■ Exercise:
Your copy of the material below should match it exactly, except that it holds no pictures.
╭──
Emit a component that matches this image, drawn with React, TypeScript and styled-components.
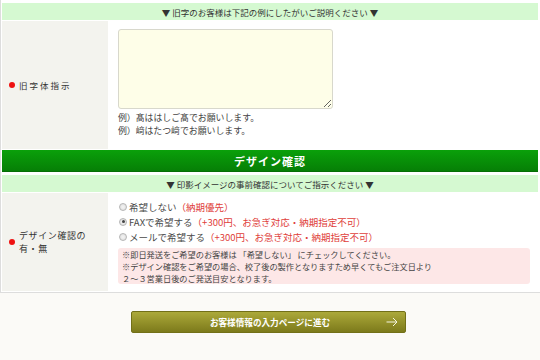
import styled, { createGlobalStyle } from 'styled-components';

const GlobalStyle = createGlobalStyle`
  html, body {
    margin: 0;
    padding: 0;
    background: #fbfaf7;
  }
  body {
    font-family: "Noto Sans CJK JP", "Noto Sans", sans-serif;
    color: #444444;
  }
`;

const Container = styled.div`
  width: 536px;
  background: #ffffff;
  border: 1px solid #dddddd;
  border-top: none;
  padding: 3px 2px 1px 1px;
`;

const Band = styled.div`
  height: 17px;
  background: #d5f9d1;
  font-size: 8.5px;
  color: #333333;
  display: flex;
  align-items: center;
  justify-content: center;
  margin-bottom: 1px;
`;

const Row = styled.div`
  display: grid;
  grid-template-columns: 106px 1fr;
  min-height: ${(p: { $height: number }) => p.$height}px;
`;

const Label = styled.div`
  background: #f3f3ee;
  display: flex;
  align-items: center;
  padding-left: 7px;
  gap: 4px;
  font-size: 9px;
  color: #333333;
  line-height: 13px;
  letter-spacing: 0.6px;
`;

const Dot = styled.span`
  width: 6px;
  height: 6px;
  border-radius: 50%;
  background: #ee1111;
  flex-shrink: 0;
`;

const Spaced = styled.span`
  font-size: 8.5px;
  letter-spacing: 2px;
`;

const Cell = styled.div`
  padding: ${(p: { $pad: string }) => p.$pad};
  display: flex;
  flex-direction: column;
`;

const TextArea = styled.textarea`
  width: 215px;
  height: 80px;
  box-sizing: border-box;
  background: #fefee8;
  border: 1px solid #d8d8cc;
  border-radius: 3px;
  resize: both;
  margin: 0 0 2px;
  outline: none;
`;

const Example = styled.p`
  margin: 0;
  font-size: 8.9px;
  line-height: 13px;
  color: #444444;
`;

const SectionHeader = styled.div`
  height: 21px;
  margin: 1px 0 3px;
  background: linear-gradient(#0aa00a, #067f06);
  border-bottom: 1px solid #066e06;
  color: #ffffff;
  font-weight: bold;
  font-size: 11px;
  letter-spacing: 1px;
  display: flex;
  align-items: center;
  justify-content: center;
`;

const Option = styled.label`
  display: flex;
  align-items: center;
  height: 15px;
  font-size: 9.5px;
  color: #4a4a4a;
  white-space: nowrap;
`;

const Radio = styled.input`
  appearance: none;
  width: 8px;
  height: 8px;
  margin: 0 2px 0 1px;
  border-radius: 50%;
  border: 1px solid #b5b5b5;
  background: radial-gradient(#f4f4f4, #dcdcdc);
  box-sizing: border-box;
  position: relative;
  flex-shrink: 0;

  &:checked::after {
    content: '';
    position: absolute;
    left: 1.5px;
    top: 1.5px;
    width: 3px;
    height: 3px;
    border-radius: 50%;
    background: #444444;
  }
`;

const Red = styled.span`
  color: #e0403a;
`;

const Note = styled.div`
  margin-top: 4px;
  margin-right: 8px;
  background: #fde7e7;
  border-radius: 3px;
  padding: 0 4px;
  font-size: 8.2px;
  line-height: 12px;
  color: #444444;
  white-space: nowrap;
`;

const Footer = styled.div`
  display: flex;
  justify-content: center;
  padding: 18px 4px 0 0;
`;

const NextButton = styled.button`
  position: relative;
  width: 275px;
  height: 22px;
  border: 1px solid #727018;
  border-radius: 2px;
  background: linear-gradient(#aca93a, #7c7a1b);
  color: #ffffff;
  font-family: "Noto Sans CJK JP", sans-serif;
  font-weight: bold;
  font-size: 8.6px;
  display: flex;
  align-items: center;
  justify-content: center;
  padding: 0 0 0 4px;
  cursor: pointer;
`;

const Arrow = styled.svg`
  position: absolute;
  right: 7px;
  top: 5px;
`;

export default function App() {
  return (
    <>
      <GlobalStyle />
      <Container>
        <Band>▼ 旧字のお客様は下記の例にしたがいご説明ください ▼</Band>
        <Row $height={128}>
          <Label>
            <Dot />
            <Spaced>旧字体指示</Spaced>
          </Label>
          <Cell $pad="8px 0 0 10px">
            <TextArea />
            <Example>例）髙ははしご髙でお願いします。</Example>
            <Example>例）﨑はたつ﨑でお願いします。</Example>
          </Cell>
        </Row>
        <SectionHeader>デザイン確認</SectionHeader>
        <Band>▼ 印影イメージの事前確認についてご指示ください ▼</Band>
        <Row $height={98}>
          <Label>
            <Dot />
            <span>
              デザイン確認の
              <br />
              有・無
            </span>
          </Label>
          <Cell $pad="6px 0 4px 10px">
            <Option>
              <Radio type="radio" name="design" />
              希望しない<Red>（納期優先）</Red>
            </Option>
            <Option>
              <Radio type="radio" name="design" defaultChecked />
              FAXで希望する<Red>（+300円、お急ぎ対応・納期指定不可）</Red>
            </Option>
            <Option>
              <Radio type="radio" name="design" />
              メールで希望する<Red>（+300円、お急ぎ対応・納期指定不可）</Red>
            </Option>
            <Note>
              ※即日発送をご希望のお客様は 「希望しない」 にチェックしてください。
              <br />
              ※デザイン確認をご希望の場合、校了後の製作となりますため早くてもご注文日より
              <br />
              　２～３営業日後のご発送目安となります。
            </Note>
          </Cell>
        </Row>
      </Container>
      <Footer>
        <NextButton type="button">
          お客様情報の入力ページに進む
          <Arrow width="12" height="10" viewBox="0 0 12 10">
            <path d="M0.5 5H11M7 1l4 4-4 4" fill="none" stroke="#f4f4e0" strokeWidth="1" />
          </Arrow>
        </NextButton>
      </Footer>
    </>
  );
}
╰──
■ Answer to this exercise:
Emit a component that matches this image, drawn with React, TypeScript and styled-components.
import styled, { createGlobalStyle } from 'styled-components';

const GlobalStyle = createGlobalStyle`
  html, body {
    margin: 0;
    padding: 0;
    background: #fbfaf7;
  }
  body {
    font-family: "Noto Sans CJK JP", "Noto Sans", sans-serif;
    color: #444444;
  }
`;

const Container = styled.div`
  width: 536px;
  background: #ffffff;
  border: 1px solid #dddddd;
  border-top: none;
  padding: 3px 2px 1px 1px;
`;

const Band = styled.div`
  height: 17px;
  background: #d5f9d1;
  font-size: 8.5px;
  color: #333333;
  display: flex;
  align-items: center;
  justify-content: center;
  margin-bottom: 1px;
`;

const Row = styled.div`
  display: grid;
  grid-template-columns: 106px 1fr;
  min-height: ${(p: { $height: number }) => p.$height}px;
`;

const Label = styled.div`
  background: #f3f3ee;
  display: flex;
  align-items: center;
  padding-left: 7px;
  gap: 4px;
  font-size: 9px;
  color: #333333;
  line-height: 13px;
  letter-spacing: 0.6px;
`;

const Dot = styled.span`
  width: 6px;
  height: 6px;
  border-radius: 50%;
  background: #ee1111;
  flex-shrink: 0;
`;

const Spaced = styled.span`
  font-size: 8.5px;
  letter-spacing: 2px;
`;

const Cell = styled.div`
  padding: ${(p: { $pad: string }) => p.$pad};
  display: flex;
  flex-direction: column;
`;

const TextArea = styled.textarea`
  width: 215px;
  height: 80px;
  box-sizing: border-box;
  background: #fefee8;
  border: 1px solid #d8d8cc;
  border-radius: 3px;
  resize: both;
  margin: 0 0 2px;
  outline: none;
`;

const Example = styled.p`
  margin: 0;
  font-size: 8.9px;
  line-height: 13px;
  color: #444444;
`;

const SectionHeader = styled.div`
  height: 21px;
  margin: 1px 0 3px;
  background: linear-gradient(#0aa00a, #067f06);
  border-bottom: 1px solid #066e06;
  color: #ffffff;
  font-weight: bold;
  font-size: 11px;
  letter-spacing: 1px;
  display: flex;
  align-items: center;
  justify-content: center;
`;

const Option = styled.label`
  display: flex;
  align-items: center;
  height: 15px;
  font-size: 9.5px;
  color: #4a4a4a;
  white-space: nowrap;
`;

const Radio = styled.input`
  appearance: none;
  width: 8px;
  height: 8px;
  margin: 0 2px 0 1px;
  border-radius: 50%;
  border: 1px solid #b5b5b5;
  background: radial-gradient(#f4f4f4, #dcdcdc);
  box-sizing: border-box;
  position: relative;
  flex-shrink: 0;

  &:checked::after {
    content: '';
    position: absolute;
    left: 1.5px;
    top: 1.5px;
    width: 3px;
    height: 3px;
    border-radius: 50%;
    background: #444444;
  }
`;

const Red = styled.span`
  color: #e0403a;
`;

const Note = styled.div`
  margin-top: 4px;
  margin-right: 8px;
  background: #fde7e7;
  border-radius: 3px;
  padding: 0 4px;
  font-size: 8.2px;
  line-height: 12px;
  color: #444444;
  white-space: nowrap;
`;

const Footer = styled.div`
  display: flex;
  justify-content: center;
  padding: 18px 4px 0 0;
`;

const NextButton = styled.button`
  position: relative;
  width: 275px;
  height: 22px;
  border: 1px solid #727018;
  border-radius: 2px;
  background: linear-gradient(#aca93a, #7c7a1b);
  color: #ffffff;
  font-family: "Noto Sans CJK JP", sans-serif;
  font-weight: bold;
  font-size: 8.6px;
  display: flex;
  align-items: center;
  justify-content: center;
  padding: 0 0 0 4px;
  cursor: pointer;
`;

const Arrow = styled.svg`
  position: absolute;
  right: 7px;
  top: 5px;
`;

export default function App() {
  return (
    <>
      <GlobalStyle />
      <Container>
        <Band>▼ 旧字のお客様は下記の例にしたがいご説明ください ▼</Band>
        <Row $height={128}>
          <Label>
            <Dot />
            <Spaced>旧字体指示</Spaced>
          </Label>
          <Cell $pad="8px 0 0 10px">
            <TextArea />
            <Example>例）髙ははしご髙でお願いします。</Example>
            <Example>例）﨑はたつ﨑でお願いします。</Example>
          </Cell>
        </Row>
        <SectionHeader>デザイン確認</SectionHeader>
        <Band>▼ 印影イメージの事前確認についてご指示ください ▼</Band>
        <Row $height={98}>
          <Label>
            <Dot />
            <span>
              デザイン確認の
              <br />
              有・無
            </span>
          </Label>
          <Cell $pad="6px 0 4px 10px">
            <Option>
              <Radio type="radio" name="design" />
              希望しない<Red>（納期優先）</Red>
            </Option>
            <Option>
              <Radio type="radio" name="design" defaultChecked />
              FAXで希望する<Red>（+300円、お急ぎ対応・納期指定不可）</Red>
            </Option>
            <Option>
              <Radio type="radio" name="design" />
              メールで希望する<Red>（+300円、お急ぎ対応・納期指定不可）</Red>
            </Option>
            <Note>
              ※即日発送をご希望のお客様は 「希望しない」 にチェックしてください。
              <br />
              ※デザイン確認をご希望の場合、校了後の製作となりますため早くてもご注文日より
              <br />
              　２～３営業日後のご発送目安となります。
            </Note>
          </Cell>
        </Row>
      </Container>
      <Footer>
        <NextButton type="button">
          お客様情報の入力ページに進む
          <Arrow width="12" height="10" viewBox="0 0 12 10">
            <path d="M0.5 5H11M7 1l4 4-4 4" fill="none" stroke="#f4f4e0" strokeWidth="1" />
          </Arrow>
        </NextButton>
      </Footer>
    </>
  );
}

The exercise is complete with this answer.